It's that time of year again where thousands of A Level students find out their results and face important decisions about their future.
Let me start by saying congratulations - contrary to what many naysayers would have us believe each year, studying for A Levels is hard work and I for one firmly believe more attention should be paid to acknowledging effort rather than casting doubt on its validity. But that's the topic of an entirely different blog!
As expected, the overall pass rate has remained fairly static (rising marginally to 98.1%). While the percentage of those gaining top A or A* grades has fallen slightly (from 26.6% to 26.3%), the overall news for students is very positive.
So what next? That is the big question.
According to UCAS, almost a quarter of a million students are either still awaiting decisions or have the option of entering the university clearing system.

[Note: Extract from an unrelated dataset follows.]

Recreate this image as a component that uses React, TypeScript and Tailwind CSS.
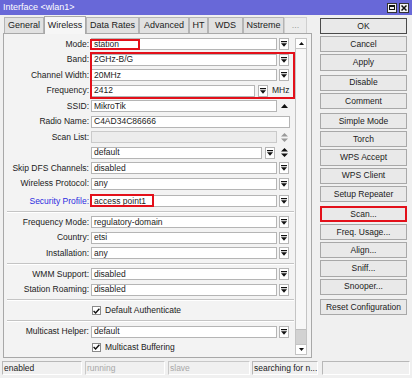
import React from "react";

const DropIcon = () => (
  <svg width="6" height="6" viewBox="0 0 6 6">
    <rect x="0" y="0" width="6" height="1.2" fill="#111" />
    <path d="M0 2.2h6L3 5.8z" fill="#111" />
  </svg>
);

const Drop = () => (
  <div className="w-[10px] h-[12px] border border-[#b5b5b5] bg-white flex items-center justify-center shrink-0">
    <DropIcon />
  </div>
);

const UpDown = ({ dim }: { dim?: boolean }) => (
  <svg width="7" height="9" viewBox="0 0 7 9">
    <path d="M3.5 0L7 3.6H0z M0 5.4h7L3.5 9z" fill={dim ? "#9a9a9a" : "#111"} />
  </svg>
);

const Up = () => (
  <svg width="7" height="5" viewBox="0 0 7 5">
    <path d="M3.5 0L7 4H0z" fill="#111" />
  </svg>
);

const Input = ({ w, value, dim }: { w: number; value?: string; dim?: boolean }) => (
  <div
    className={`h-[12px] border flex items-center pl-[2px] shrink-0 ${dim ? "bg-[#ececec] border-[#cacaca]" : "bg-white border-[#b5b5b5]"}`}
    style={{ width: w }}
  >
    {value}
  </div>
);

const Row = ({ label, blue, children, className = "" }: { label?: string; blue?: boolean; children: React.ReactNode; className?: string }) => (
  <div className={`flex items-center h-[15.5px] ${className}`}>
    <div className={`w-[85px] text-right whitespace-nowrap ${blue ? "text-[#2b2be0]" : ""}`}>{label ? `${label}:` : ""}</div>
    <div className="ml-[2px] flex items-center">{children}</div>
  </div>
);

const Combo = ({ label, value, blue }: { label: string; value: string; blue?: boolean }) => (
  <Row label={label} blue={blue}>
    <Input w={186} value={value} />
    <div className="ml-[2px]">
      <Drop />
    </div>
  </Row>
);

const Sep = () => (
  <div className="h-[5.5px] flex items-center pl-[3px] pr-[1px]">
    <div className="w-full border-t border-[#c4c4c4] border-b-white border-b" />
  </div>
);

const Check = ({ label }: { label: string }) => (
  <div className="flex items-center h-[15.5px] pl-[88px]">
    <div className="w-[9px] h-[9px] border border-[#8a8a8a] bg-white flex items-center justify-center">
      <svg width="7" height="6" viewBox="0 0 7 6">
        <path d="M0.6 3l2 2L6.4 0.8" stroke="#111" strokeWidth="1.4" fill="none" />
      </svg>
    </div>
    <span className="ml-[4px]">{label}</span>
  </div>
);

const Btn = ({ label, strong, red, className = "" }: { label: string; strong?: boolean; red?: boolean; className?: string }) => (
  <div
    className={`h-[16.2px] flex items-center justify-center bg-[#e9e9e9] whitespace-nowrap ${
      red ? "border-2 border-[#e3101a]" : strong ? "border border-[#4a4a4a]" : "border border-[#a8a8a8]"
    } ${className}`}
  >
    {label}
  </div>
);

const tabs = [
  { t: "General", w: 40 },
  { t: "Wireless", w: 42, active: true },
  { t: "Data Rates", w: 53 },
  { t: "Advanced", w: 50 },
  { t: "HT", w: 19 },
  { t: "WDS", w: 35 },
  { t: "Nstreme", w: 41 },
  { t: "...", w: 23, dim: true },
];

export default function App() {
  return (
    <div className="w-[412px] h-[378px] overflow-hidden bg-[#f0f0f0] text-[8.5px] leading-none text-[#1b1b1b] font-['Liberation_Sans',Arial,sans-serif]">
      {/* title bar */}
      <div className="h-[15px] bg-[#6868d8] flex items-center justify-between pl-[3px] pr-[3px] text-white text-[9px]">
        <span>{"Interface <wlan1>"}</span>
        <div className="flex gap-[2px]">
          <div className="w-[10px] h-[10px] bg-[#f2f2f2] border border-[#333] flex items-center justify-center">
            <div className="w-[6px] h-[5px] border border-[#111] border-t-2" />
          </div>
          <div className="w-[10px] h-[10px] bg-[#f2f2f2] border border-[#333] flex items-center justify-center">
            <svg width="6" height="6" viewBox="0 0 6 6">
              <path d="M0.5 0.5l5 5M5.5 0.5l-5 5" stroke="#111" strokeWidth="1.5" />
            </svg>
          </div>
        </div>
      </div>

      <div className="flex h-[345px]">
        {/* left: tabs and form */}
        <div className="ml-[3px] w-[309px] flex flex-col">
          <div className="h-[18px] flex items-end pl-[1px] text-[9px]">
            {tabs.map((tab) => (
              <div
                key={tab.t}
                style={{ width: tab.w }}
                className={`flex items-center justify-center whitespace-nowrap border-t border-l border-r ${
                  tab.active
                    ? "h-[18px] bg-[#f6f6f6] border-[#a8a8a8] relative z-10 -mb-[1px]"
                    : tab.dim
                    ? "h-[16px] bg-[#ececec] border-[#cfcfcf] text-[#9a9a9a]"
                    : "h-[16px] bg-[#e1e1e1] border-[#b4b4b4]"
                }`}
              >
                {tab.t}
              </div>
            ))}
          </div>

          <div className="h-[325px] border border-[#a8a8a8] bg-[#f3f3f3] flex">
            <div className="w-[291px] pt-[2.25px]">
              <Row label="Mode" className="relative">
                <Input w={186} value="station" />
                <div className="ml-[2px]">
                  <Drop />
                </div>
                <div className="absolute left-[86px] top-[2.5px] w-[50px] h-[11px] border-2 border-[#e3101a]" />
              </Row>
              <div className="relative">
                <Combo label="Band" value="2GHz-B/G" />
                <Combo label="Channel Width" value="20MHz" />
                <Row label="Frequency">
                  <Input w={164} value="2412" />
                  <div className="ml-[3px]">
                    <Drop />
                  </div>
                  <span className="ml-[4px]">MHz</span>
                </Row>
                <div className="absolute left-[86px] top-[0px] w-[205px] h-[47px] border-2 border-[#e3101a]" />
              </div>
              <Row label="SSID">
                <Input w={186} value="MikroTik" />
                <div className="ml-[4px]">
                  <Up />
                </div>
              </Row>
              <Row label="Radio Name">
                <Input w={199} value="C4AD34C86666" />
              </Row>
              <Row label="Scan List">
                <Input w={186} dim />
                <div className="ml-[4px] flex">
                  <UpDown dim />
                </div>
              </Row>
              <Row>
                <Input w={171} value="default" />
                <div className="ml-[3px]">
                  <Drop />
                </div>
                <div className="ml-[6px] flex">
                  <UpDown />
                </div>
              </Row>
              <Combo label="Skip DFS Channels" value="disabled" />
              <Combo label="Wireless Protocol" value="any" />
              <Row label="Security Profile" blue className="relative mt-[2px]">
                <Input w={186} value="access point1" />
                <div className="ml-[2px]">
                  <Drop />
                </div>
                <div className="absolute left-[86px] top-[0.75px] w-[64px] h-[12.5px] border-2 border-[#e3101a]" />
              </Row>
              <Sep />
              <Combo label="Frequency Mode" value="regulatory-domain" />
              <Combo label="Country" value="etsi" />
              <Combo label="Installation" value="any" />
              <Sep />
              <Combo label="WMM Support" value="disabled" />
              <Combo label="Station Roaming" value="disabled" />
              <Sep />
              <Check label="Default Authenticate" />
              <Sep />
              <Combo label="Multicast Helper" value="default" />
              <Check label="Multicast Buffering" />
            </div>

            {/* scrollbar */}
            <div className="mt-[4px] w-[12px] h-[317px] border border-[#c4c4c4] bg-[#f7f7f7] flex flex-col">
              <div className="h-[10px] bg-white border-b border-[#c4c4c4] flex items-center justify-center">
                <svg width="5" height="3" viewBox="0 0 5 3">
                  <path d="M2.5 0L5 3H0z" fill="#111" />
                </svg>
              </div>
              <div className="flex-1" />
              <div className="h-[15px] bg-[#d2d2d2] border-t border-[#bdbdbd]" />
              <div className="h-[10px] bg-white border-t border-[#c4c4c4] flex items-center justify-center">
                <svg width="5" height="3" viewBox="0 0 5 3">
                  <path d="M0 0h5L2.5 3z" fill="#111" />
                </svg>
              </div>
            </div>
          </div>
        </div>

        {/* right: buttons */}
        <div className="ml-[8px] w-[87px] pt-[3px] flex flex-col gap-[2px]">
          <Btn label="OK" strong />
          <Btn label="Cancel" />
          <Btn label="Apply" />
          <Btn label="Disable" className="mt-[2px]" />
          <Btn label="Comment" />
          <Btn label="Simple Mode" className="mt-[2px]" />
          <Btn label="Torch" />
          <Btn label="WPS Accept" />
          <Btn label="WPS Client" />
          <Btn label="Setup Repeater" />
          <Btn label="Scan..." red className="mt-[2px]" />
          <Btn label="Freq. Usage..." />
          <Btn label="Align..." />
          <Btn label="Sniff..." />
          <Btn label="Snooper..." />
          <Btn label="Reset Configuration" className="mt-[2px]" />
        </div>
      </div>

      {/* status bar */}
      <div className="mt-[1px] h-[14px] flex">
        <div className="ml-[2px] w-[80px] border border-[#b8b8b8] border-b-white border-r-white flex items-center pl-[1px]">enabled</div>
        <div className="ml-[3px] w-[80px] border border-[#c8c8c8] border-b-white border-r-white flex items-center pl-[1px] text-[#a8a8a8]">running</div>
        <div className="ml-[3px] w-[82px] border border-[#c8c8c8] border-b-white border-r-white flex items-center pl-[1px] text-[#a8a8a8]">slave</div>
        <div className="ml-[2px] w-[66px] border border-[#b8b8b8] border-b-white border-r-white flex items-center pl-[1px] whitespace-nowrap overflow-hidden">searching for n...</div>
        <div className="ml-[4px] w-[88px] border border-[#b8b8b8] border-b-white border-r-white" />
      </div>
    </div>
  );
}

However, just this past week, a poll by Which? found that more than one in four students who gained their university places through clearing felt unprepared - over a third went so far as to say "panicked". Thirty per cent simply said they wished they'd been able to do more research into their choice of course and university.
This is a big problem. The pressure on young people to choose now or regret later, is immense. It's no wonder panic sets in.
Surely choosing the right option is better than choosing any option - particularly in this, the second year of £9,000 annual tuition fees.
My advice to students uncertain about their next step is to take time and take stock. Look at what you really want and at the different options there are to get there.
For many, 'going to uni' will be the right decision but don't rush into it just for the sake of bagging a course. Taking a year out to gain work experience may actually mean you can get onto a better course next year - the one you really want.
But going to university is certainly no longer the only route forward. Distance learning is another option growing in popularity. At RDI, we've seen enquiries rise 40% year-on-year and just this year, recorded 93% student satisfaction with course quality.
Online distance learning gives students the chance to study for degree courses from UK universities in their own time, at their own pace, and with course enrolment periods throughout the year, rather than just the traditional autumn intake.
There are financial advantages too. Distance learning degrees typically cost around two thirds less than attending a three year 'bricks and mortar' university course. This route also gives students the additional advantage of being able to 'earn while they learn' - all the while gaining valuable workplace experience, boosting skills for future employability.
This combination of work and study is definitely growing in appeal. Like distance learning, apprenticeships and trainee schemes have rocketed in popularity. For example, PricewaterhouseCoopers (PwC) has seen applications to their trainee scheme more than treble from 2006 to 2012, from 719 to 2,514. Many such firms are introducing more and more courses aimed specifically at A-Level students rather than graduates, such is their popularity.
What I'm saying is that there are options - more options than ever before - and those students clutching their A Level results wondering what to do next need more support to help them explore exactly what is available to them, rather than being rushed into a decision that just isn't right for them.
My advice then to young people looking to answer the question 'what next?' - look at university courses available, look at distance learning, look at apprenticeships, look at what careers you may be interested in and what workplace experience might be relevant. Just don't look to someone else to make the decision for you. It's your choice and there's no rush to make it.